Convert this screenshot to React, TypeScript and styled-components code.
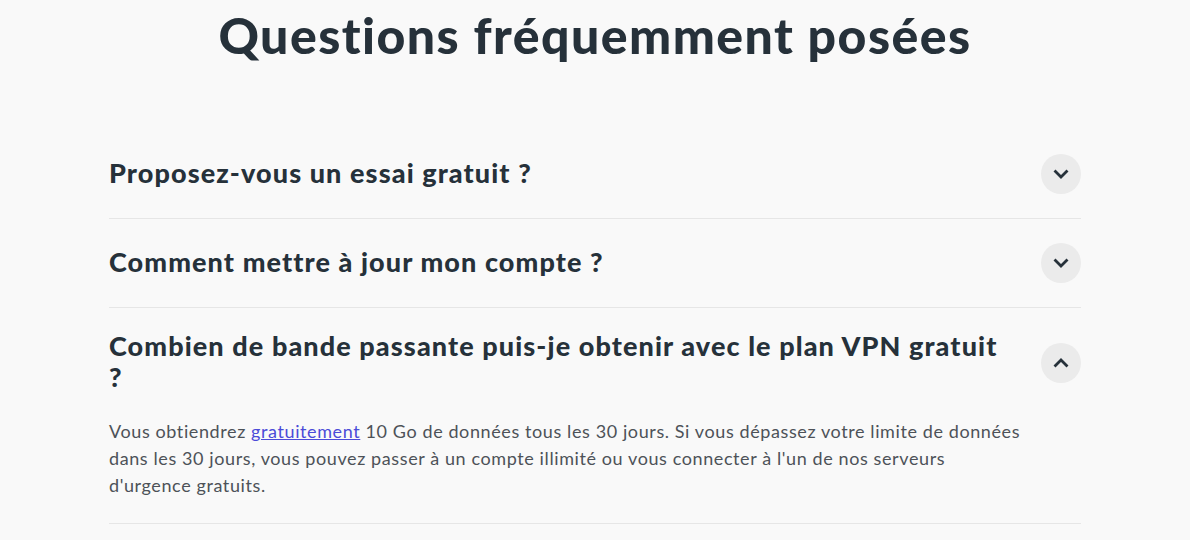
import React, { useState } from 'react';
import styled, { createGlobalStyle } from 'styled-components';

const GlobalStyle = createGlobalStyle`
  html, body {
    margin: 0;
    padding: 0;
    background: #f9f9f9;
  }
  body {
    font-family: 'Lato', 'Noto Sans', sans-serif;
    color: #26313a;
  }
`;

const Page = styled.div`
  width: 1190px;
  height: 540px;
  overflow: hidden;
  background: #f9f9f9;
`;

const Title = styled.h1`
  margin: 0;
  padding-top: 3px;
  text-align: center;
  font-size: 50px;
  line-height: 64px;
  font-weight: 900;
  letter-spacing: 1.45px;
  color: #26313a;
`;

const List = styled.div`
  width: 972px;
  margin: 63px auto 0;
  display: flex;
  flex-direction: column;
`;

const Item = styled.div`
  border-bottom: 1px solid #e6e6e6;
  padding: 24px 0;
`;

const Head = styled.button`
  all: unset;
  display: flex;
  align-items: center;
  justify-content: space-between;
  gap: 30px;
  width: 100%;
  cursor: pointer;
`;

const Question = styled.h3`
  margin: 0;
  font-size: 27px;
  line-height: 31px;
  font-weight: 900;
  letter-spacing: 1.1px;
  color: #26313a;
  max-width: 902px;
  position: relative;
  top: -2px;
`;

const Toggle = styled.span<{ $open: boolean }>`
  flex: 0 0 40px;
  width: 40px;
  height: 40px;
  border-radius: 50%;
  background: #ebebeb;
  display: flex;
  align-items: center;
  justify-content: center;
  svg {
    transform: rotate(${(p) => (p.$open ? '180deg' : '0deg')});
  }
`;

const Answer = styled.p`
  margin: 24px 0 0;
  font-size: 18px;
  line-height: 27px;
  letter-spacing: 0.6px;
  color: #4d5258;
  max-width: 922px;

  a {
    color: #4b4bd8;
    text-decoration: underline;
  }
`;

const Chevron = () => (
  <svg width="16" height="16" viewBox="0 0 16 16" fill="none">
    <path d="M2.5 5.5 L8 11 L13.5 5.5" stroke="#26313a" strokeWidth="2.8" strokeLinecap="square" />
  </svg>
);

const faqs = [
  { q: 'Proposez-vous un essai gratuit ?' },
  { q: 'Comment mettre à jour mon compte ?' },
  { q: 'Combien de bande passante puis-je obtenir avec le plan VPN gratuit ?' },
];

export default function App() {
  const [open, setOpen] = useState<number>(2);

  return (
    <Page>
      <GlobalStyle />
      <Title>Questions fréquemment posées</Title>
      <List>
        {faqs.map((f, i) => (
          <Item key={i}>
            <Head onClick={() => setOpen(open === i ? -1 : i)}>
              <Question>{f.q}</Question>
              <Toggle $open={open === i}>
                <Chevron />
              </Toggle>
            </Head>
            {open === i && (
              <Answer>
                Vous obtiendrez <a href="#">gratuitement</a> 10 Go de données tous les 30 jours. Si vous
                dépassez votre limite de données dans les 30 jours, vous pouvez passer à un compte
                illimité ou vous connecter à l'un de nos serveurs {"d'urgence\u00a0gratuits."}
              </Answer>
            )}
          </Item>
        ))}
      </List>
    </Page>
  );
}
════════════════
■ INSTRUCTIONS FOR THE TASK: Omit the pictures, then quote the rest of the material above exactly.

■ RESPONSE FOR THIS EXERCISE:
Convert this screenshot to React, TypeScript and styled-components code.
import React, { useState } from 'react';
import styled, { createGlobalStyle } from 'styled-components';

const GlobalStyle = createGlobalStyle`
  html, body {
    margin: 0;
    padding: 0;
    background: #f9f9f9;
  }
  body {
    font-family: 'Lato', 'Noto Sans', sans-serif;
    color: #26313a;
  }
`;

const Page = styled.div`
  width: 1190px;
  height: 540px;
  overflow: hidden;
  background: #f9f9f9;
`;

const Title = styled.h1`
  margin: 0;
  padding-top: 3px;
  text-align: center;
  font-size: 50px;
  line-height: 64px;
  font-weight: 900;
  letter-spacing: 1.45px;
  color: #26313a;
`;

const List = styled.div`
  width: 972px;
  margin: 63px auto 0;
  display: flex;
  flex-direction: column;
`;

const Item = styled.div`
  border-bottom: 1px solid #e6e6e6;
  padding: 24px 0;
`;

const Head = styled.button`
  all: unset;
  display: flex;
  align-items: center;
  justify-content: space-between;
  gap: 30px;
  width: 100%;
  cursor: pointer;
`;

const Question = styled.h3`
  margin: 0;
  font-size: 27px;
  line-height: 31px;
  font-weight: 900;
  letter-spacing: 1.1px;
  color: #26313a;
  max-width: 902px;
  position: relative;
  top: -2px;
`;

const Toggle = styled.span<{ $open: boolean }>`
  flex: 0 0 40px;
  width: 40px;
  height: 40px;
  border-radius: 50%;
  background: #ebebeb;
  display: flex;
  align-items: center;
  justify-content: center;
  svg {
    transform: rotate(${(p) => (p.$open ? '180deg' : '0deg')});
  }
`;

const Answer = styled.p`
  margin: 24px 0 0;
  font-size: 18px;
  line-height: 27px;
  letter-spacing: 0.6px;
  color: #4d5258;
  max-width: 922px;

  a {
    color: #4b4bd8;
    text-decoration: underline;
  }
`;

const Chevron = () => (
  <svg width="16" height="16" viewBox="0 0 16 16" fill="none">
    <path d="M2.5 5.5 L8 11 L13.5 5.5" stroke="#26313a" strokeWidth="2.8" strokeLinecap="square" />
  </svg>
);

const faqs = [
  { q: 'Proposez-vous un essai gratuit ?' },
  { q: 'Comment mettre à jour mon compte ?' },
  { q: 'Combien de bande passante puis-je obtenir avec le plan VPN gratuit ?' },
];

export default function App() {
  const [open, setOpen] = useState<number>(2);

  return (
    <Page>
      <GlobalStyle />
      <Title>Questions fréquemment posées</Title>
      <List>
        {faqs.map((f, i) => (
          <Item key={i}>
            <Head onClick={() => setOpen(open === i ? -1 : i)}>
              <Question>{f.q}</Question>
              <Toggle $open={open === i}>
                <Chevron />
              </Toggle>
            </Head>
            {open === i && (
              <Answer>
                Vous obtiendrez <a href="#">gratuitement</a> 10 Go de données tous les 30 jours. Si vous
                dépassez votre limite de données dans les 30 jours, vous pouvez passer à un compte
                illimité ou vous connecter à l'un de nos serveurs {"d'urgence\u00a0gratuits."}
              </Answer>
            )}
          </Item>
        ))}
      </List>
    </Page>
  );
}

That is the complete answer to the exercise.